EXERCISE AIM - Emit the data below verbatim, stripping out any pictures.
=== DATASET EXTRACT ===
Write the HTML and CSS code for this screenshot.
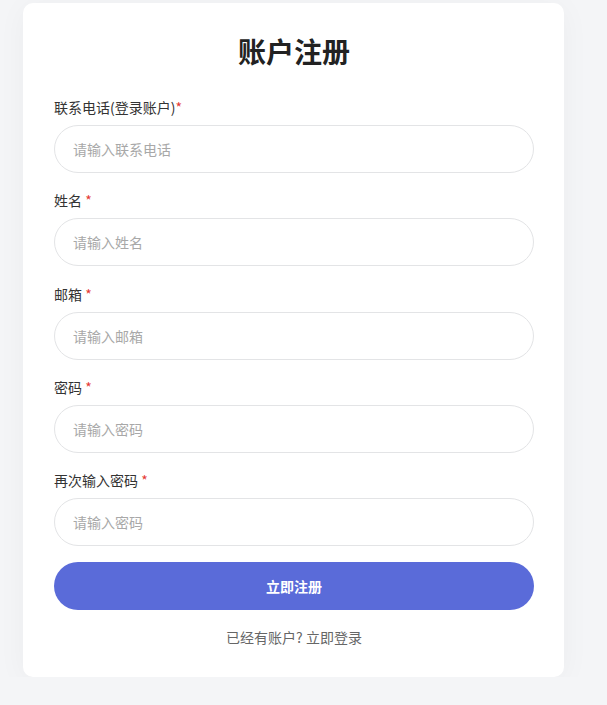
FILE: index.html
```html
<!DOCTYPE html>
<html lang="zh-CN">
<head>
    <meta charset="UTF-8">
    <meta name="viewport" content="width=device-width, initial-scale=1.0">
    <title>账户注册</title>
    <link rel="stylesheet" href="styles.css">
</head>
<body>
    <div class="card">
        <h2 class="title">账户注册</h2>
        <div class="field">
            <label>联系电话(登录账户)<span class="req">*</span></label>
            <input type="text" placeholder="请输入联系电话">
        </div>
        <div class="field">
            <label>姓名 <span class="req">*</span></label>
            <input type="text" placeholder="请输入姓名">
        </div>
        <div class="field">
            <label>邮箱 <span class="req">*</span></label>
            <input type="text" placeholder="请输入邮箱">
        </div>
        <div class="field">
            <label>密码 <span class="req">*</span></label>
            <input type="password" placeholder="请输入密码">
        </div>
        <div class="field last">
            <label>再次输入密码 <span class="req">*</span></label>
            <input type="password" placeholder="请输入密码">
        </div>
        <button class="submit">立即注册</button>
        <p class="login">已经有账户? 立即登录</p>
    </div>
</body>
</html>
```

FILE: styles.css
```css
body {
    margin: 0;
    background: #f4f5f7;
    font-family: "Noto Sans CJK SC", "Noto Sans", sans-serif;
    color: #333;
}
.card {
    box-sizing: border-box;
    width: 541px;
    margin: 3px 0 0 23px;
    padding: 30px 30px 30px 31px;
    background: #fff;
    border-radius: 10px;
    box-shadow: 0 4px 30px rgba(0, 0, 0, 0.04);
}
.title {
    margin: 0 0 28px;
    font-size: 28px;
    line-height: 36px;
    font-weight: bold;
    text-align: center;
    color: #222;
}
.field {
    margin-bottom: 17.25px;
}
.field.last {
    margin-bottom: 16px;
}
.field label {
    display: block;
    font-size: 14px;
    line-height: 20px;
    margin-bottom: 8px;
    color: #333;
}
.req {
    color: #e53935;
}
.field input {
    display: block;
    box-sizing: border-box;
    width: 480px;
    height: 48px;
    padding: 0 18px;
    border: 1px solid #e3e4e6;
    border-radius: 24px;
    font-family: inherit;
    font-size: 14px;
    color: #333;
    outline: none;
}
.field input::placeholder {
    color: #a8a8a8;
}
.submit {
    display: block;
    width: 480px;
    height: 48px;
    border: none;
    border-radius: 24px;
    background: #5a6bd9;
    color: #fff;
    font-family: inherit;
    font-size: 14px;
    font-weight: bold;
    cursor: pointer;
}
.login {
    margin: 17px 0 0;
    font-size: 14px;
    line-height: 20px;
    text-align: center;
    color: #666;
}
```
===
SOLUTION TO THE EXERCISE -
Write the HTML and CSS code for this screenshot.
FILE: index.html
```html
<!DOCTYPE html>
<html lang="zh-CN">
<head>
    <meta charset="UTF-8">
    <meta name="viewport" content="width=device-width, initial-scale=1.0">
    <title>账户注册</title>
    <link rel="stylesheet" href="styles.css">
</head>
<body>
    <div class="card">
        <h2 class="title">账户注册</h2>
        <div class="field">
            <label>联系电话(登录账户)<span class="req">*</span></label>
            <input type="text" placeholder="请输入联系电话">
        </div>
        <div class="field">
            <label>姓名 <span class="req">*</span></label>
            <input type="text" placeholder="请输入姓名">
        </div>
        <div class="field">
            <label>邮箱 <span class="req">*</span></label>
            <input type="text" placeholder="请输入邮箱">
        </div>
        <div class="field">
            <label>密码 <span class="req">*</span></label>
            <input type="password" placeholder="请输入密码">
        </div>
        <div class="field last">
            <label>再次输入密码 <span class="req">*</span></label>
            <input type="password" placeholder="请输入密码">
        </div>
        <button class="submit">立即注册</button>
        <p class="login">已经有账户? 立即登录</p>
    </div>
</body>
</html>
```

FILE: styles.css
```css
body {
    margin: 0;
    background: #f4f5f7;
    font-family: "Noto Sans CJK SC", "Noto Sans", sans-serif;
    color: #333;
}
.card {
    box-sizing: border-box;
    width: 541px;
    margin: 3px 0 0 23px;
    padding: 30px 30px 30px 31px;
    background: #fff;
    border-radius: 10px;
    box-shadow: 0 4px 30px rgba(0, 0, 0, 0.04);
}
.title {
    margin: 0 0 28px;
    font-size: 28px;
    line-height: 36px;
    font-weight: bold;
    text-align: center;
    color: #222;
}
.field {
    margin-bottom: 17.25px;
}
.field.last {
    margin-bottom: 16px;
}
.field label {
    display: block;
    font-size: 14px;
    line-height: 20px;
    margin-bottom: 8px;
    color: #333;
}
.req {
    color: #e53935;
}
.field input {
    display: block;
    box-sizing: border-box;
    width: 480px;
    height: 48px;
    padding: 0 18px;
    border: 1px solid #e3e4e6;
    border-radius: 24px;
    font-family: inherit;
    font-size: 14px;
    color: #333;
    outline: none;
}
.field input::placeholder {
    color: #a8a8a8;
}
.submit {
    display: block;
    width: 480px;
    height: 48px;
    border: none;
    border-radius: 24px;
    background: #5a6bd9;
    color: #fff;
    font-family: inherit;
    font-size: 14px;
    font-weight: bold;
    cursor: pointer;
}
.login {
    margin: 17px 0 0;
    font-size: 14px;
    line-height: 20px;
    text-align: center;
    color: #666;
}
```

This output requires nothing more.